What happened to Yahoo?
Paul Graham, a well-known Silicon Valley entrepreneur and investor, describes the purchase of his company by Yahoo as confusing – he couldn’t figure out, at the time, why they seemed interested in buying his business but simultaneously seeming so disinterested in his product. He found this particularly puzzling, since his product improved search results in a user-specific manner, using early machine-learning techniques. He reasoned later that Yahoo’s ambivalence came from the fact that their customers were already significantly overpaying for ads. After all, if your customers appear happy to pay phenomenally over-inflated prices, you have little incentive to rock that boat. Customers were willing to do this, of course, because the internet was still a very new medium for advertising and the prices Yahoo quoted were considerably lower than print, which was the only valid comparison at the time. Yahoo was pulling in enormous sums of money from this kind of advertising, more than they knew what to do with at the peak of their success.
- 1994 Yahoo – which stands for Yet Another Hierarchically Organized Oracle – is founded
- 2000 Yahoo valued at $125bn at height of dot.com boom
- 2002 Google rejects a $3bn bid from Yahoo
- 2008 Microsoft’s $44.6bn offer for Yahoo is turned down
- 2013 Blogging site Tumblr acquired by Yahoo for $1.1bn
- 2015 Yahoo makes net loss of $4.4bn
- 2016 Verizon agrees $4.8bn deal to buy Yahoo
Possible reasons for the sale of Yahoo to Verizon
Unfortunately, this mega-success bred complacency at the company, and they couldn’t envision losing their dominant position to a potential emergent competitor. They had created a “Blue Ocean” market for themselves, a Harvard Business Review coined term for the creation of uncontested markets in which the creating company is literally the only player. This de facto monopoly is usually based on innovative product ideas or a technological improvement, which is clearly what Yahoo had done, and is a dream for any company. With no competitors, all potential clients are there for the taking with minimal effort! Obviously, these situations rarely last forever, as they’re incredibly attractive to new entrants, and this is precisely what happened, as new, innovative, specialized competitors began to eat away at Yahoo’s business lines. A best practice to avoid this requires us to borrow a phrase from sales: Always Be Innovating. Yahoo failed to stay ahead of the game and make the best use of their massive cash flows to out-innovate competitors. Instead, they more or less quit caring about providing the best service they could and were content to cash their ad cheques, leaving room for new entrants, like Google, to steal market share at a devastating pace. They also wrongly assumed their customers would not become more sophisticated over time and if your value-add is, essentially, naïve clients, you need to re-jig your business model, as customers have never been known for getting less-informed as time goes on. The only defense to both situations is to out-innovate your competitors.

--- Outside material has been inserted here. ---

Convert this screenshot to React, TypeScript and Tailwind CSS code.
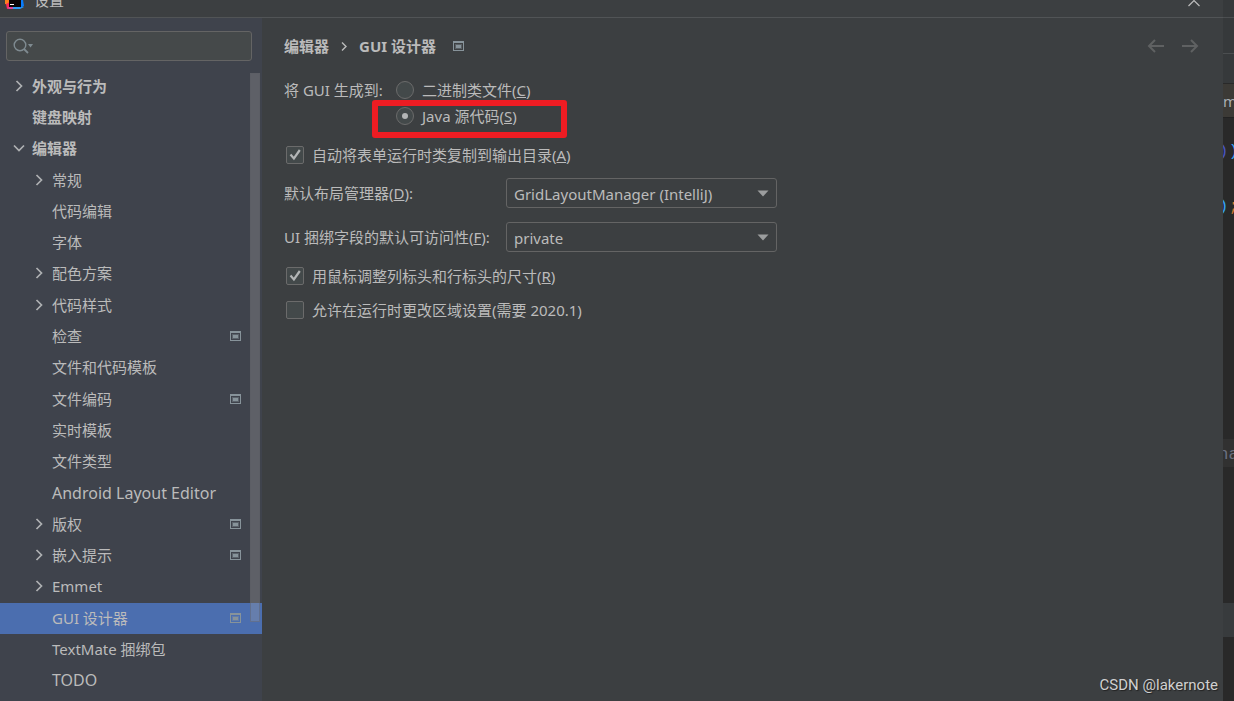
import { useState } from "react";

interface TreeItem {
    label: string;
    level: number;
    arrow?: "right" | "down";
    bold?: boolean;
    large?: boolean;
    project?: boolean;
}

const TREE: TreeItem[] = [
    { label: "外观与行为", level: 0, arrow: "right", bold: true },
    { label: "键盘映射", level: 0, bold: true },
    { label: "编辑器", level: 0, arrow: "down", bold: true },
    { label: "常规", level: 1, arrow: "right" },
    { label: "代码编辑", level: 1 },
    { label: "字体", level: 1 },
    { label: "配色方案", level: 1, arrow: "right" },
    { label: "代码样式", level: 1, arrow: "right" },
    { label: "检查", level: 1, project: true },
    { label: "文件和代码模板", level: 1 },
    { label: "文件编码", level: 1, project: true },
    { label: "实时模板", level: 1 },
    { label: "文件类型", level: 1 },
    { label: "Android Layout Editor", level: 1, large: true },
    { label: "版权", level: 1, arrow: "right", project: true },
    { label: "嵌入提示", level: 1, arrow: "right", project: true },
    { label: "Emmet", level: 1, arrow: "right" },
    { label: "GUI 设计器", level: 1, project: true },
    { label: "TextMate 捆绑包", level: 1 },
    { label: "TODO", level: 1, large: true },
];

const ProjectIcon = () => (
    <svg width="11" height="10" viewBox="0 0 11 10" className="shrink-0">
        <path d="M0 0h11v10H0zM1 2v7h9V2z" fill="#87939a" fillRule="evenodd" />
        <path d="M2 3h7v5H2z" fill="#87939a" opacity="0.4" />
        <path d="M3 4h5v3H3z" fill="#87939a" />
    </svg>
);

const Chevron = ({ dir }: { dir: "right" | "down" }) => (
    <svg
        width="12"
        height="12"
        viewBox="0 0 12 12"
        fill="none"
        stroke="#afb1b3"
        strokeWidth="1.7"
    >
        {dir === "right" ? (
            <path d="M3.5 1l5 5-5 5" />
        ) : (
            <path d="M1 3.5l5 5 5-5" />
        )}
    </svg>
);

const Logo = () => (
    <svg width="20" height="10" viewBox="0 0 20 10" className="shrink-0">
        <path d="M0 0h5v5L0 4z" fill="#fc801d" />
        <path d="M1 4l4-2v6l-3 1z" fill="#fe2857" />
        <path d="M2 8l3-2h4v3H4z" fill="#e0409a" />
        <path d="M8 6h8l3 1-4 2H8z" fill="#2f9bf5" />
        <path d="M15 0h3l1 6-4 2z" fill="#087cfa" />
        <path d="M4 0h12v7H4z" fill="#0a0406" />
        <path d="M5 4h4v1H5z" fill="#fff" />
    </svg>
);

const CheckBox = ({
    id,
    defaultChecked,
    children,
}: {
    id: string;
    defaultChecked?: boolean;
    children: React.ReactNode;
}) => (
    <div className="flex items-center gap-2">
        <span className="grid shrink-0">
            <input
                id={id}
                type="checkbox"
                defaultChecked={defaultChecked}
                className="peer col-start-1 row-start-1 size-[18px] appearance-none rounded-[2px] border border-[#6b6b6b] bg-[#43494a]"
            />
            <svg
                viewBox="0 0 18 18"
                fill="none"
                stroke="#b3b5b6"
                strokeWidth="2.2"
                className="pointer-events-none invisible col-start-1 row-start-1 size-[18px] peer-checked:visible"
            >
                <path d="M4.5 8.5l3.4 4L13.8 4" />
            </svg>
        </span>
        <label htmlFor={id}>{children}</label>
    </div>
);

const Radio = ({
    id,
    defaultChecked,
    children,
}: {
    id: string;
    defaultChecked?: boolean;
    children: React.ReactNode;
}) => (
    <div className="flex h-[26px] items-center gap-2">
        <span className="grid shrink-0 place-items-center">
            <input
                id={id}
                name="generate"
                type="radio"
                defaultChecked={defaultChecked}
                className="peer col-start-1 row-start-1 size-[18px] appearance-none rounded-full border border-[#6b6b6b] bg-[#43494a]"
            />
            <span className="pointer-events-none invisible col-start-1 row-start-1 size-[6px] rounded-full bg-[#b3b5b6] peer-checked:visible" />
        </span>
        <label htmlFor={id}>{children}</label>
    </div>
);

const Combo = ({ id, options }: { id: string; options: string[] }) => (
    <div className="grid items-center">
        <select
            id={id}
            className="col-start-1 row-start-1 h-[30px] appearance-none rounded-[3px] border border-[#646464] bg-[#3c3f41] pt-[2px] pr-8 pl-[7px]"
        >
            {options.map((option) => (
                <option key={option}>{option}</option>
            ))}
        </select>
        <svg
            width="12"
            height="7"
            viewBox="0 0 12 7"
            className="pointer-events-none col-start-1 row-start-1 mr-2 justify-self-end"
        >
            <path d="M0.5 0.5h11L6 6.5z" fill="#9b9d9e" />
        </svg>
    </div>
);

const Sidebar = () => {
    const [selected, setSelected] = useState("GUI 设计器");

    return (
        <aside className="w-[262px] shrink-0 bg-[#3f434c]">
            <div className="pt-[13px] pr-[10px] pl-[6px]">
                <div className="flex h-[30px] items-center gap-1 rounded-[3px] border border-[#646464] bg-[#45494a] px-[6px]">
                    <svg
                        width="21"
                        height="16"
                        viewBox="0 0 21 16"
                        fill="none"
                        className="shrink-0"
                    >
                        <circle cx="7" cy="7" r="5.8" stroke="#7f8b91" strokeWidth="1.4" />
                        <path d="M11 11l4 4" stroke="#7f8b91" strokeWidth="1.8" />
                        <path d="M15 6h5l-2.500 3.500z" fill="#7f8b91" />
                    </svg>
                    <input
                        type="search"
                        aria-label="搜索"
                        className="w-full min-w-0 bg-transparent outline-none"
                    />
                </div>
            </div>
            <div className="relative pt-[10px]">
                <ul className="grid h-[626px] auto-rows-fr">
                    {TREE.map((item) => (
                        <li key={item.label} className="grid">
                            <button
                                onClick={() => setSelected(item.label)}
                                className={`flex items-center gap-[7px] pr-[21px] pb-[2px] text-left ${
                                    item.level ? "pl-[33px]" : "pl-[13px]"
                                } ${selected === item.label ? "bg-[#4b6eaf]" : ""}`}
                            >
                                <span className="w-3 shrink-0">
                                    {item.arrow && <Chevron dir={item.arrow} />}
                                </span>
                                <span
                                    className={`flex-1 ${item.bold ? "font-bold" : ""} ${
                                        item.large ? "text-[16px]" : ""
                                    }`}
                                >
                                    {item.label}
                                </span>
                                {item.project && <ProjectIcon />}
                            </button>
                        </li>
                    ))}
                </ul>
                {/* scrollbar thumb over the tree */}
                <div className="pointer-events-none absolute top-3 right-[2px] h-[549px] w-[10px] border border-[#5a5d64]/40 bg-[#a6a6a6]/30" />
            </div>
        </aside>
    );
};

const Content = () => (
    <main className="min-w-0 flex-1 pr-6 pl-[22px]">
        <header className="flex h-14 items-center">
            <h1 className="flex items-center font-bold">
                <span>编辑器</span>
                <svg width="6" height="9" viewBox="0 0 6 9" fill="none" className="mx-3">
                    <path d="M1 0.5l4 4-4 4" stroke="#bbbbbb" strokeWidth="1.4" />
                </svg>
                <span className="mr-[17px]">GUI 设计器</span>
                <ProjectIcon />
            </h1>
            <div className="ml-auto flex gap-4">
                <button aria-label="后退">
                    <svg width="18" height="14" viewBox="0 0 18 14" fill="none" stroke="#5f6162" strokeWidth="2">
                        <path d="M17 7H2M8 1L2 7l6 6" />
                    </svg>
                </button>
                <button aria-label="前进">
                    <svg width="18" height="14" viewBox="0 0 18 14" fill="none" stroke="#5f6162" strokeWidth="2">
                        <path d="M1 7h15M10 1l6 6-6 6" />
                    </svg>
                </button>
            </div>
        </header>

        <fieldset className="relative flex pt-[3px]">
            <legend className="float-left h-[26px] w-[112px] leading-[26px]">
                将 GUI 生成到:
            </legend>
            <div>
                <Radio id="binary">
                    二进制类文件(<u>C</u>)
                </Radio>
                <Radio id="source" defaultChecked>
                    Java 源代码(<u>S</u>)
                </Radio>
            </div>
            <div className="pointer-events-none absolute top-[26px] left-[88px] h-[38px] w-[195px] rounded-[3px] border-6 border-[#ee1c23]" />
        </fieldset>

        <div className="mt-4 pl-[2px]">
            <CheckBox id="copy" defaultChecked>
                自动将表单运行时类复制到输出目录(<u>A</u>)
            </CheckBox>
        </div>
        <div className="mt-[13px] grid grid-cols-[222px_271px] items-center gap-y-[14px]">
            <label htmlFor="layout">
                默认布局管理器(<u>D</u>):
            </label>
            <Combo id="layout" options={["GridLayoutManager (IntelliJ)"]} />
            <label htmlFor="access">
                UI 捆绑字段的默认可访问性(<u>F</u>):
            </label>
            <Combo id="access" options={["private", "protected", "public"]} />
        </div>
        <div className="mt-[14px] flex flex-col gap-[14px] pl-[2px]">
            <CheckBox id="resize" defaultChecked>
                用鼠标调整列标头和行标头的尺寸(<u>R</u>)
            </CheckBox>
            <CheckBox id="locale">允许在运行时更改区域设置(需要 2020.1)</CheckBox>
        </div>
    </main>
);

// slice of the editor window left visible behind the dialog
const EditorEdge = () => (
    <div className="flex w-[11px] shrink-0 flex-col overflow-hidden bg-[#292929] font-['Liberation_Mono',monospace] text-[17px] leading-none">
        <div className="h-[18px] border-b border-[#4b4e50] bg-[#36393b]" />
        <div className="h-9 border-b border-[#4b4e50] bg-[#36393b]" />
        <div className="h-[30px] border-b border-[#292929] bg-[#36393b]" />
        <div className="flex h-[34px] items-center border-b border-[#222222] bg-[#3c3a36] pt-[2px] font-['Noto_Sans',sans-serif] text-[15px] text-[#a9adb3]">
            m
        </div>
        <div className="mt-[25px] flex h-[18px] justify-center text-[#359ff4]">
            <span className="text-[#4a55c0]">)</span>
            <span>)</span>
        </div>
        <div className="mt-[37px] flex h-[18px] justify-center">
            <span className="text-[#359ff4]">)</span>
            <span className="text-[#cc7832]">;</span>
        </div>
        <div className="mt-[223px] flex h-7 items-center justify-center bg-[#313131] pt-[3px] text-[#6a7080]">
            na
        </div>
        <div className="mt-[136px] h-[34px] bg-[#383b3d]" />
    </div>
);

export default function App() {
    return (
        <div className="flex h-screen overflow-hidden bg-[#3c3f41] font-['Noto_Sans','Noto_Sans_CJK_SC',sans-serif] text-[15px] leading-5 text-[#bbbbbb]">
            <div className="relative flex min-w-0 flex-1 flex-col">
                <div className="flex h-[18px] shrink-0 items-start justify-between border-b border-[#515456] pr-[23px] pl-[5px]">
                    <div className="flex items-start gap-[9px]">
                        <Logo />
                        <span className="-mt-[10px]">设置</span>
                    </div>
                    <button aria-label="关闭">
                        <svg width="12" height="7" viewBox="0 0 12 7" fill="none" stroke="#bbbbbb" strokeWidth="1.2">
                            <path d="M0.5 6L6 0.5 11.5 6" />
                        </svg>
                    </button>
                </div>
                <div className="flex min-h-0 flex-1">
                    <Sidebar />
                    <Content />
                </div>
                <div className="absolute right-[5px] bottom-[6px] font-['Roboto',sans-serif] text-[#d0d0d0] [text-shadow:1px_1px_1px_#222]">
                    CSDN @lakernote
                </div>
            </div>
            <EditorEdge />
        </div>
    );
}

Complacency comes from somewhere, it is also not simply the result of making lots of money – if that were the case, there would be no titans in any industry. No, complacency comes from a company that has no focus, one that has lost sight of its mission. In 2006, a management retreat posed the question to Yahoo’s senior executives of what came to mind when various companies were listed. The results were fairly predictable for some: Google made people think of search, Microsoft had people thinking about Office or Windows, eBay brought to mind an auction. When Yahoo itself was brought up, however, there was an enormous spread of answers, ranging from search to mail to news to ads to everything in between. Clearly, there was a lack of direction amongst the executives for where the company should be headed. This is potentially devastating for a business – if management doesn’t know what they’re supposed to be doing, how can the employees possibly know? The best way to avoid this is to have a meaningful mission statement with strategic goals for the business and disseminate them to employees at all levels. While this may sound somewhat cheesy, it undeniably helps drive the focus of the company home at every level of the organization. In turn, this influences employee behavior and helps to keep them on target.
Marissa Mayer, Yahoo CEO is entitled to severance benefits valued at $54.9 million in the case she is terminated without cause, according to a regulatory filing after the market closed Friday. The potential payout would also be triggered by a “change of control,” which includes the sale of the company, according to the filing. Source
By the time this management retreat was held, Yahoo was already ceding considerable ground to competitors, but they were still in a position where they could have turned things around and salvaged much of their former glory. Instead, they continued their tactics of trying to be everything to everyone in a market inhabited by extremely specialized competitors. Their clients became more sophisticated and outgrew Yahoo’s business model – the internet was no longer brand new and foreign, huge stockpiles of data were available for companies to analyze consumer behavior and use ads in more targeted ways than Yahoo could provide. They say “Pride cometh before the fall” and this was very much the case at Yahoo – their hubris bred complacency, which led to a loss of focus. In turn, this caused them to lose market share to competitors who remained on the ball and, ultimately, fall out of the spotlight. Though people are only hearing it today, the death-knell for Yahoo as sounded nearly 20 years ago. A constant desire to improve and the ability to keep growing organizations on track are sometimes difficult, especially during good times, but they’ll ensure your business succeeds in the long haul.